**What you will do:** Leave out the pictures and copy every record exactly.

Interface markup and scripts
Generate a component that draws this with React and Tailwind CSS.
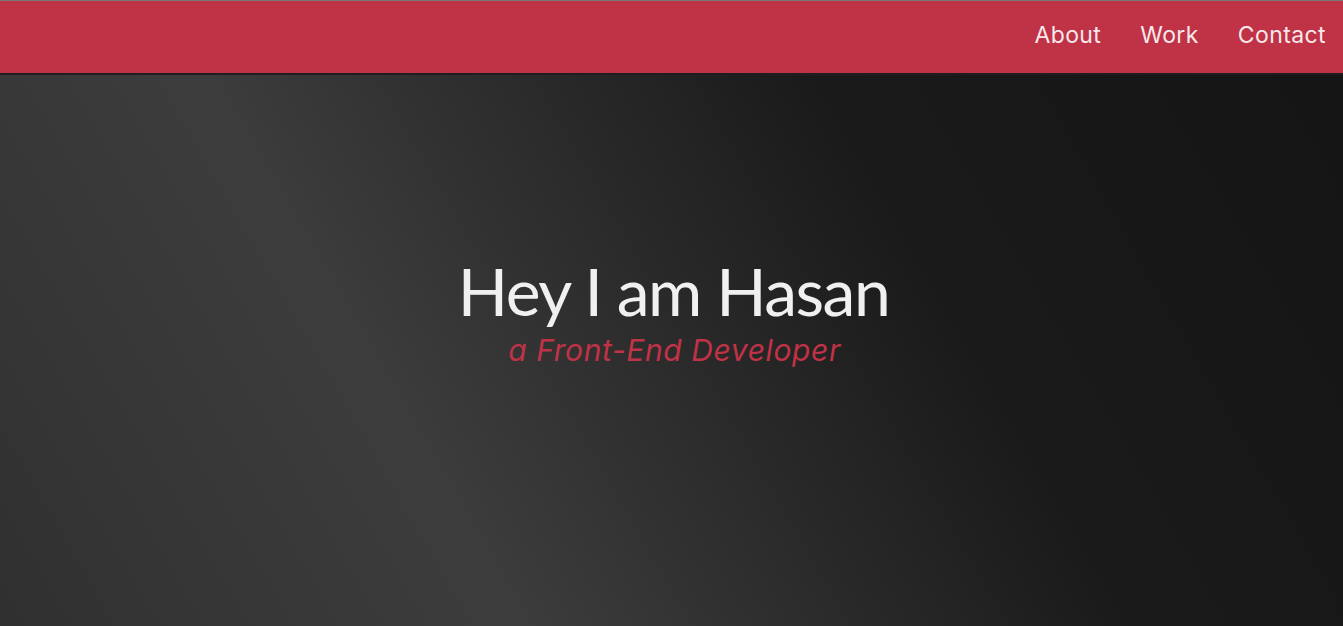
export default function App() {
  const links = ["About", "Work", "Contact"];

  return (
    <div className="h-[626px] flex flex-col overflow-hidden font-['Inter',sans-serif]">
      {/* Nav */}
      <header className="h-[73px] shrink-0 bg-[#c03246] border-t border-[#777] shadow-[0_2px_0_#1e1e1e] flex items-center justify-end pr-[17px] z-10">
        <nav className="flex gap-[39px] pb-[4px]">
          {links.map((l) => (
            <a key={l} href="#" className="text-[23px] text-[#f7e9eb] tracking-[0.4px]">
              {l}
            </a>
          ))}
        </nav>
      </header>

      {/* Hero */}
      <main className="flex-1 bg-[linear-gradient(60deg,#303030_0%,#3d3d3d_31%,#1a1a1a_68%,#151515_100%)] flex flex-col items-center pt-[178px]">
        <h1 className="font-['Lato',sans-serif] text-[66px] leading-[80px] text-[#f0f0f0] tracking-[-1.5px] ml-[4px]">
          Hey I am Hasan
        </h1>
        <p className="italic text-[30px] leading-[36px] text-[#c03246] mt-[1px] ml-[6px] tracking-[0.6px]">
          a Front-End Developer
        </p>
      </main>
    </div>
  );
}
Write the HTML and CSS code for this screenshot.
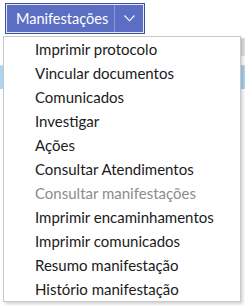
FILE: index.html
```html
<!DOCTYPE html>
<html lang="pt-BR">
<head>
  <meta charset="UTF-8" />
  <title>Manifestações</title>
  <link rel="stylesheet" href="styles.css">
</head>
<body>
  <div class="page">
    <div class="toolbar">
      <div class="split-btn">
        <button class="split-main">Manifestações</button>
        <button class="split-toggle">
          <svg width="11" height="7" viewBox="0 0 11 7"><polyline points="0.5,0.5 5.5,5.8 10.5,0.5" fill="none" stroke="#fff" stroke-width="1.1"/></svg>
        </button>
      </div>
    </div>
    <div class="side-tool"></div>
    <div class="grid-head"></div>

    <ul class="menu">
      <li class="menu-item">Imprimir protocolo</li>
      <li class="menu-item">Vincular documentos</li>
      <li class="menu-item">Comunicados</li>
      <li class="menu-item">Investigar</li>
      <li class="menu-item">Ações</li>
      <li class="menu-item">Consultar Atendimentos</li>
      <li class="menu-item disabled">Consultar manifestações</li>
      <li class="menu-item">Imprimir encaminhamentos</li>
      <li class="menu-item">Imprimir comunicados</li>
      <li class="menu-item">Resumo manifestação</li>
      <li class="menu-item">Histório manifestação</li>
    </ul>
  </div>
</body>
</html>
```

FILE: styles.css
```css
:root {
  --btn-fill: #5b6ec4;
  --btn-border: #3d4f9f;
  --btn-sep: #8896d6;
  --text: #1b1b1b;
  --text-disabled: #8c8c8c;
  --menu-border: #c9c9c9;
  --grid-blue: #a9d6f2;
  --font: Lato, "Open Sans", sans-serif;
}
html, body {
  margin: 0;
  background: #fff;
  font-family: var(--font);
}
.page {
  position: relative;
  width: 245px;
  height: 306px;
  overflow: hidden;
}
.toolbar {
  padding: 3px 0 0 5px;
  height: 32px;
}
.split-btn {
  display: inline-flex;
  height: 31px;
  border: 1px solid var(--btn-border);
  box-shadow: inset 0 0 0 1px #e8ebf7;
  background: var(--btn-fill);
  box-sizing: border-box;
}
.split-btn button {
  border: none;
  background: transparent;
  color: #fff;
  font-family: var(--font);
  font-size: 14.5px;
  padding: 0;
  margin: 1px 0;
  cursor: pointer;
}
.split-main {
  padding: 0 6px 0 10px !important;
  border-right: 1px solid var(--btn-sep) !important;
}
.split-toggle {
  width: 29px;
  display: flex;
  align-items: center;
  justify-content: center;
}
.side-tool {
  position: absolute;
  right: 0;
  top: 38px;
  width: 4px;
  height: 18px;
  background: #e3e3e3;
}
.grid-head {
  margin-top: 30px;
  height: 23px;
  background: var(--grid-blue);
  border-top: 1px solid #d9d9d9;
}
.menu {
  position: absolute;
  top: 36px;
  left: 3px;
  width: 238px;
  margin: 0;
  padding: 0;
  list-style: none;
  background: #fff;
  border: 1px solid var(--menu-border);
  box-shadow: 2px 2px 3px rgba(0, 0, 0, 0.18);
  box-sizing: border-box;
}
.menu-item {
  height: 24px;
  line-height: 24px;
  padding-left: 31px;
  font-size: 15px;
  color: var(--text);
  white-space: nowrap;
}
.menu-item.disabled {
  color: var(--text-disabled);
}
```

**Full response:**
Generate a component that draws this with React and Tailwind CSS.
export default function App() {
  const links = ["About", "Work", "Contact"];

  return (
    <div className="h-[626px] flex flex-col overflow-hidden font-['Inter',sans-serif]">
      {/* Nav */}
      <header className="h-[73px] shrink-0 bg-[#c03246] border-t border-[#777] shadow-[0_2px_0_#1e1e1e] flex items-center justify-end pr-[17px] z-10">
        <nav className="flex gap-[39px] pb-[4px]">
          {links.map((l) => (
            <a key={l} href="#" className="text-[23px] text-[#f7e9eb] tracking-[0.4px]">
              {l}
            </a>
          ))}
        </nav>
      </header>

      {/* Hero */}
      <main className="flex-1 bg-[linear-gradient(60deg,#303030_0%,#3d3d3d_31%,#1a1a1a_68%,#151515_100%)] flex flex-col items-center pt-[178px]">
        <h1 className="font-['Lato',sans-serif] text-[66px] leading-[80px] text-[#f0f0f0] tracking-[-1.5px] ml-[4px]">
          Hey I am Hasan
        </h1>
        <p className="italic text-[30px] leading-[36px] text-[#c03246] mt-[1px] ml-[6px] tracking-[0.6px]">
          a Front-End Developer
        </p>
      </main>
    </div>
  );
}
Write the HTML and CSS code for this screenshot.
FILE: index.html
```html
<!DOCTYPE html>
<html lang="pt-BR">
<head>
  <meta charset="UTF-8" />
  <title>Manifestações</title>
  <link rel="stylesheet" href="styles.css">
</head>
<body>
  <div class="page">
    <div class="toolbar">
      <div class="split-btn">
        <button class="split-main">Manifestações</button>
        <button class="split-toggle">
          <svg width="11" height="7" viewBox="0 0 11 7"><polyline points="0.5,0.5 5.5,5.8 10.5,0.5" fill="none" stroke="#fff" stroke-width="1.1"/></svg>
        </button>
      </div>
    </div>
    <div class="side-tool"></div>
    <div class="grid-head"></div>

    <ul class="menu">
      <li class="menu-item">Imprimir protocolo</li>
      <li class="menu-item">Vincular documentos</li>
      <li class="menu-item">Comunicados</li>
      <li class="menu-item">Investigar</li>
      <li class="menu-item">Ações</li>
      <li class="menu-item">Consultar Atendimentos</li>
      <li class="menu-item disabled">Consultar manifestações</li>
      <li class="menu-item">Imprimir encaminhamentos</li>
      <li class="menu-item">Imprimir comunicados</li>
      <li class="menu-item">Resumo manifestação</li>
      <li class="menu-item">Histório manifestação</li>
    </ul>
  </div>
</body>
</html>
```

FILE: styles.css
```css
:root {
  --btn-fill: #5b6ec4;
  --btn-border: #3d4f9f;
  --btn-sep: #8896d6;
  --text: #1b1b1b;
  --text-disabled: #8c8c8c;
  --menu-border: #c9c9c9;
  --grid-blue: #a9d6f2;
  --font: Lato, "Open Sans", sans-serif;
}
html, body {
  margin: 0;
  background: #fff;
  font-family: var(--font);
}
.page {
  position: relative;
  width: 245px;
  height: 306px;
  overflow: hidden;
}
.toolbar {
  padding: 3px 0 0 5px;
  height: 32px;
}
.split-btn {
  display: inline-flex;
  height: 31px;
  border: 1px solid var(--btn-border);
  box-shadow: inset 0 0 0 1px #e8ebf7;
  background: var(--btn-fill);
  box-sizing: border-box;
}
.split-btn button {
  border: none;
  background: transparent;
  color: #fff;
  font-family: var(--font);
  font-size: 14.5px;
  padding: 0;
  margin: 1px 0;
  cursor: pointer;
}
.split-main {
  padding: 0 6px 0 10px !important;
  border-right: 1px solid var(--btn-sep) !important;
}
.split-toggle {
  width: 29px;
  display: flex;
  align-items: center;
  justify-content: center;
}
.side-tool {
  position: absolute;
  right: 0;
  top: 38px;
  width: 4px;
  height: 18px;
  background: #e3e3e3;
}
.grid-head {
  margin-top: 30px;
  height: 23px;
  background: var(--grid-blue);
  border-top: 1px solid #d9d9d9;
}
.menu {
  position: absolute;
  top: 36px;
  left: 3px;
  width: 238px;
  margin: 0;
  padding: 0;
  list-style: none;
  background: #fff;
  border: 1px solid var(--menu-border);
  box-shadow: 2px 2px 3px rgba(0, 0, 0, 0.18);
  box-sizing: border-box;
}
.menu-item {
  height: 24px;
  line-height: 24px;
  padding-left: 31px;
  font-size: 15px;
  color: var(--text);
  white-space: nowrap;
}
.menu-item.disabled {
  color: var(--text-disabled);
}
```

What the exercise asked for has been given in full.